**THE EXERCISE:**
Transcribe every line exactly. Leave the pictures behind.

**PROVIDED DATA:**
····················

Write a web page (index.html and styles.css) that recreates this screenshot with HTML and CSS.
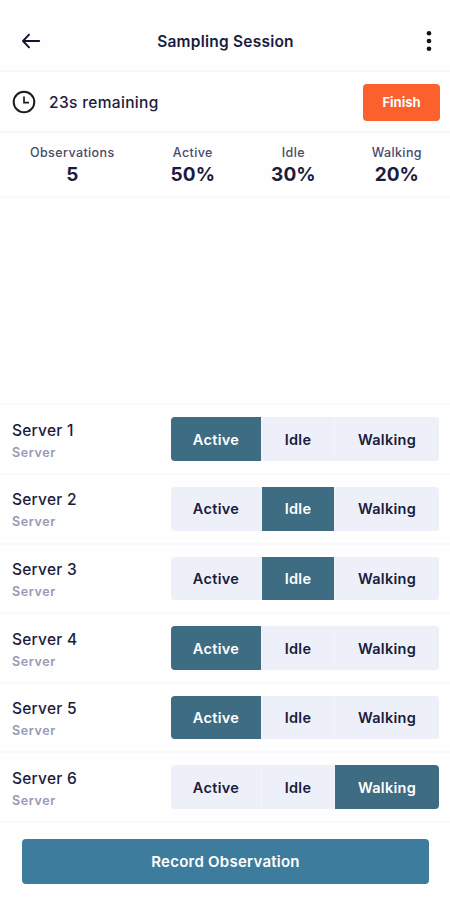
FILE: index.html
```html
<!DOCTYPE html>
<html lang="en">
<head>
    <meta charset="UTF-8">
    <meta name="viewport" content="width=device-width, initial-scale=1.0">
    <title>Sampling Session</title>
    <link rel="stylesheet" href="styles.css">
</head>
<body>
    <header class="header">
        <button class="icon-btn" aria-label="Back">
            <svg width="20" height="18" viewBox="0 0 20 18" fill="none" stroke="#15152f" stroke-width="1.9" stroke-linecap="round" stroke-linejoin="round">
                <path d="M18.2 9H2.4M8 2.6L2 9l6 6.4"/>
            </svg>
        </button>
        <h1 class="title">Sampling Session</h1>
        <button class="icon-btn" aria-label="Menu">
            <svg width="6" height="22" viewBox="0 0 6 22" fill="#111">
                <circle cx="3" cy="3.2" r="2.3"/>
                <circle cx="3" cy="11" r="2.3"/>
                <circle cx="3" cy="18.8" r="2.3"/>
            </svg>
        </button>
    </header>

    <div class="timer">
        <svg width="24" height="24" viewBox="0 0 24 24" fill="none" stroke="#1b1b24" stroke-width="2">
            <circle cx="12" cy="12" r="10.3"/>
            <path d="M12 6.6v6h5" stroke-width="1.7"/>
        </svg>
        <span class="time-left">23s remaining</span>
        <button class="finish-btn">Finish</button>
    </div>

    <div class="stats">
        <div class="stat"><span class="stat-label">Observations</span><span class="stat-value">5</span></div>
        <div class="stat"><span class="stat-label">Active</span><span class="stat-value">50%</span></div>
        <div class="stat"><span class="stat-label">Idle</span><span class="stat-value">30%</span></div>
        <div class="stat"><span class="stat-label">Walking</span><span class="stat-value">20%</span></div>
    </div>

    <div class="servers">
        <div class="server">
            <div class="info"><div class="name">Server 1</div><div class="role">Server</div></div>
            <div class="choices"><button class="selected">Active</button><button>Idle</button><button>Walking</button></div>
        </div>
        <div class="server">
            <div class="info"><div class="name">Server 2</div><div class="role">Server</div></div>
            <div class="choices"><button>Active</button><button class="selected">Idle</button><button>Walking</button></div>
        </div>
        <div class="server">
            <div class="info"><div class="name">Server 3</div><div class="role">Server</div></div>
            <div class="choices"><button>Active</button><button class="selected">Idle</button><button>Walking</button></div>
        </div>
        <div class="server">
            <div class="info"><div class="name">Server 4</div><div class="role">Server</div></div>
            <div class="choices"><button class="selected">Active</button><button>Idle</button><button>Walking</button></div>
        </div>
        <div class="server">
            <div class="info"><div class="name">Server 5</div><div class="role">Server</div></div>
            <div class="choices"><button class="selected">Active</button><button>Idle</button><button>Walking</button></div>
        </div>
        <div class="server">
            <div class="info"><div class="name">Server 6</div><div class="role">Server</div></div>
            <div class="choices"><button>Active</button><button>Idle</button><button class="selected">Walking</button></div>
        </div>
    </div>

    <footer class="footer">
        <button class="record-btn">Record Observation</button>
    </footer>

    <script>
        // tapping a state moves the highlight inside its own row
        document.querySelectorAll('.choices').forEach(group => {
            group.addEventListener('click', e => {
                if (e.target.tagName !== 'BUTTON') return;
                group.querySelector('.selected').classList.remove('selected');
                e.target.classList.add('selected');
            });
        });
    </script>
</body>
</html>
```
FILE: styles.css
```css
* {
    box-sizing: border-box;
}
body {
    margin: 0;
    height: 900px;
    display: flex;
    flex-direction: column;
    background-color: #fefefe;
    color: #1c1b3d;
    font-family: Inter, "Liberation Sans", sans-serif;
    overflow: hidden;
}
button {
    padding: 0;
    border: none;
    background: none;
    color: inherit;
    font-family: inherit;
    cursor: pointer;
}
.header {
    height: 72px;
    padding: 12px 18px 0 21px;
    display: grid;
    grid-template-columns: 40px 1fr 40px;
    align-items: center;
    border-bottom: 2px solid #f7f7f8;
}
.icon-btn {
    display: flex;
}
.icon-btn:last-child {
    justify-content: flex-end;
}
.title {
    margin: 0 2px 0 0;
    text-align: center;
    font-size: 15.5px;
    font-weight: 600;
    letter-spacing: 0.22px;
}
.timer {
    height: 61px;
    padding: 1px 10px 0 12px;
    display: flex;
    align-items: center;
    border-bottom: 2px solid #f7f8f9;
}
.time-left {
    margin-left: 13px;
    font-size: 15.5px;
    font-weight: 500;
    letter-spacing: 0.35px;
}
.finish-btn {
    margin-left: auto;
    width: 77px;
    height: 37px;
    border-radius: 4px;
    background-color: #fb602d;
    color: #fff;
    font-size: 13px;
    font-weight: 700;
}
.stats {
    height: 65px;
    padding: 12px 0 0 2px;
    display: flex;
    justify-content: space-around;
    border-bottom: 2px solid #f8f9fa;
}
.stat {
    display: flex;
    flex-direction: column;
    align-items: center;
}
.stat-label {
    font-size: 12.5px;
    line-height: 16px;
    font-weight: 500;
    letter-spacing: 0.4px;
    color: #4a4a68;
}
.stat-value {
    font-size: 19px;
    line-height: 27px;
    font-weight: 700;
    letter-spacing: 0.1px;
}
.servers {
    margin-top: auto;
    border-top: 2px solid #f8f9fa;
}
.server {
    height: 69.6px;
    padding: 0 11px 0 12px;
    display: flex;
    align-items: center;
    justify-content: space-between;
    border-bottom: 2px solid #f8f9fa;
}
.info {
    padding-top: 5px;
}
.name {
    font-size: 15.5px;
    line-height: 22px;
    font-weight: 500;
    letter-spacing: 0.25px;
}
.role {
    font-size: 12.5px;
    line-height: 22px;
    font-weight: 600;
    letter-spacing: 0.6px;
    color: #9899b5;
}
.choices {
    width: 268px;
    height: 43.5px;
    display: grid;
    grid-template-columns: 90px 72px 104px;
    gap: 1px;
    border-radius: 4px;
    overflow: hidden;
    background-color: #f2f4fa;
}
.choices button {
    background-color: #edf0f8;
    font-size: 14.5px;
    font-weight: 600;
    letter-spacing: 0.3px;
}
.choices .selected {
    background-color: #3e6c83;
    color: #fff;
}
.footer {
    height: 77px;
    padding: 16px 21px 0 22px;
}
.record-btn {
    width: 100%;
    height: 45px;
    border-radius: 4px;
    background-color: #3e7c9d;
    color: #fff;
    font-size: 15px;
    font-weight: 600;
    letter-spacing: 0.25px;
}
```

····················

**TASK RESULT:**
Write a web page (index.html and styles.css) that recreates this screenshot with HTML and CSS.
FILE: index.html
```html
<!DOCTYPE html>
<html lang="en">
<head>
    <meta charset="UTF-8">
    <meta name="viewport" content="width=device-width, initial-scale=1.0">
    <title>Sampling Session</title>
    <link rel="stylesheet" href="styles.css">
</head>
<body>
    <header class="header">
        <button class="icon-btn" aria-label="Back">
            <svg width="20" height="18" viewBox="0 0 20 18" fill="none" stroke="#15152f" stroke-width="1.9" stroke-linecap="round" stroke-linejoin="round">
                <path d="M18.2 9H2.4M8 2.6L2 9l6 6.4"/>
            </svg>
        </button>
        <h1 class="title">Sampling Session</h1>
        <button class="icon-btn" aria-label="Menu">
            <svg width="6" height="22" viewBox="0 0 6 22" fill="#111">
                <circle cx="3" cy="3.2" r="2.3"/>
                <circle cx="3" cy="11" r="2.3"/>
                <circle cx="3" cy="18.8" r="2.3"/>
            </svg>
        </button>
    </header>

    <div class="timer">
        <svg width="24" height="24" viewBox="0 0 24 24" fill="none" stroke="#1b1b24" stroke-width="2">
            <circle cx="12" cy="12" r="10.3"/>
            <path d="M12 6.6v6h5" stroke-width="1.7"/>
        </svg>
        <span class="time-left">23s remaining</span>
        <button class="finish-btn">Finish</button>
    </div>

    <div class="stats">
        <div class="stat"><span class="stat-label">Observations</span><span class="stat-value">5</span></div>
        <div class="stat"><span class="stat-label">Active</span><span class="stat-value">50%</span></div>
        <div class="stat"><span class="stat-label">Idle</span><span class="stat-value">30%</span></div>
        <div class="stat"><span class="stat-label">Walking</span><span class="stat-value">20%</span></div>
    </div>

    <div class="servers">
        <div class="server">
            <div class="info"><div class="name">Server 1</div><div class="role">Server</div></div>
            <div class="choices"><button class="selected">Active</button><button>Idle</button><button>Walking</button></div>
        </div>
        <div class="server">
            <div class="info"><div class="name">Server 2</div><div class="role">Server</div></div>
            <div class="choices"><button>Active</button><button class="selected">Idle</button><button>Walking</button></div>
        </div>
        <div class="server">
            <div class="info"><div class="name">Server 3</div><div class="role">Server</div></div>
            <div class="choices"><button>Active</button><button class="selected">Idle</button><button>Walking</button></div>
        </div>
        <div class="server">
            <div class="info"><div class="name">Server 4</div><div class="role">Server</div></div>
            <div class="choices"><button class="selected">Active</button><button>Idle</button><button>Walking</button></div>
        </div>
        <div class="server">
            <div class="info"><div class="name">Server 5</div><div class="role">Server</div></div>
            <div class="choices"><button class="selected">Active</button><button>Idle</button><button>Walking</button></div>
        </div>
        <div class="server">
            <div class="info"><div class="name">Server 6</div><div class="role">Server</div></div>
            <div class="choices"><button>Active</button><button>Idle</button><button class="selected">Walking</button></div>
        </div>
    </div>

    <footer class="footer">
        <button class="record-btn">Record Observation</button>
    </footer>

    <script>
        // tapping a state moves the highlight inside its own row
        document.querySelectorAll('.choices').forEach(group => {
            group.addEventListener('click', e => {
                if (e.target.tagName !== 'BUTTON') return;
                group.querySelector('.selected').classList.remove('selected');
                e.target.classList.add('selected');
            });
        });
    </script>
</body>
</html>
```
FILE: styles.css
```css
* {
    box-sizing: border-box;
}
body {
    margin: 0;
    height: 900px;
    display: flex;
    flex-direction: column;
    background-color: #fefefe;
    color: #1c1b3d;
    font-family: Inter, "Liberation Sans", sans-serif;
    overflow: hidden;
}
button {
    padding: 0;
    border: none;
    background: none;
    color: inherit;
    font-family: inherit;
    cursor: pointer;
}
.header {
    height: 72px;
    padding: 12px 18px 0 21px;
    display: grid;
    grid-template-columns: 40px 1fr 40px;
    align-items: center;
    border-bottom: 2px solid #f7f7f8;
}
.icon-btn {
    display: flex;
}
.icon-btn:last-child {
    justify-content: flex-end;
}
.title {
    margin: 0 2px 0 0;
    text-align: center;
    font-size: 15.5px;
    font-weight: 600;
    letter-spacing: 0.22px;
}
.timer {
    height: 61px;
    padding: 1px 10px 0 12px;
    display: flex;
    align-items: center;
    border-bottom: 2px solid #f7f8f9;
}
.time-left {
    margin-left: 13px;
    font-size: 15.5px;
    font-weight: 500;
    letter-spacing: 0.35px;
}
.finish-btn {
    margin-left: auto;
    width: 77px;
    height: 37px;
    border-radius: 4px;
    background-color: #fb602d;
    color: #fff;
    font-size: 13px;
    font-weight: 700;
}
.stats {
    height: 65px;
    padding: 12px 0 0 2px;
    display: flex;
    justify-content: space-around;
    border-bottom: 2px solid #f8f9fa;
}
.stat {
    display: flex;
    flex-direction: column;
    align-items: center;
}
.stat-label {
    font-size: 12.5px;
    line-height: 16px;
    font-weight: 500;
    letter-spacing: 0.4px;
    color: #4a4a68;
}
.stat-value {
    font-size: 19px;
    line-height: 27px;
    font-weight: 700;
    letter-spacing: 0.1px;
}
.servers {
    margin-top: auto;
    border-top: 2px solid #f8f9fa;
}
.server {
    height: 69.6px;
    padding: 0 11px 0 12px;
    display: flex;
    align-items: center;
    justify-content: space-between;
    border-bottom: 2px solid #f8f9fa;
}
.info {
    padding-top: 5px;
}
.name {
    font-size: 15.5px;
    line-height: 22px;
    font-weight: 500;
    letter-spacing: 0.25px;
}
.role {
    font-size: 12.5px;
    line-height: 22px;
    font-weight: 600;
    letter-spacing: 0.6px;
    color: #9899b5;
}
.choices {
    width: 268px;
    height: 43.5px;
    display: grid;
    grid-template-columns: 90px 72px 104px;
    gap: 1px;
    border-radius: 4px;
    overflow: hidden;
    background-color: #f2f4fa;
}
.choices button {
    background-color: #edf0f8;
    font-size: 14.5px;
    font-weight: 600;
    letter-spacing: 0.3px;
}
.choices .selected {
    background-color: #3e6c83;
    color: #fff;
}
.footer {
    height: 77px;
    padding: 16px 21px 0 22px;
}
.record-btn {
    width: 100%;
    height: 45px;
    border-radius: 4px;
    background-color: #3e7c9d;
    color: #fff;
    font-size: 15px;
    font-weight: 600;
    letter-spacing: 0.25px;
}
```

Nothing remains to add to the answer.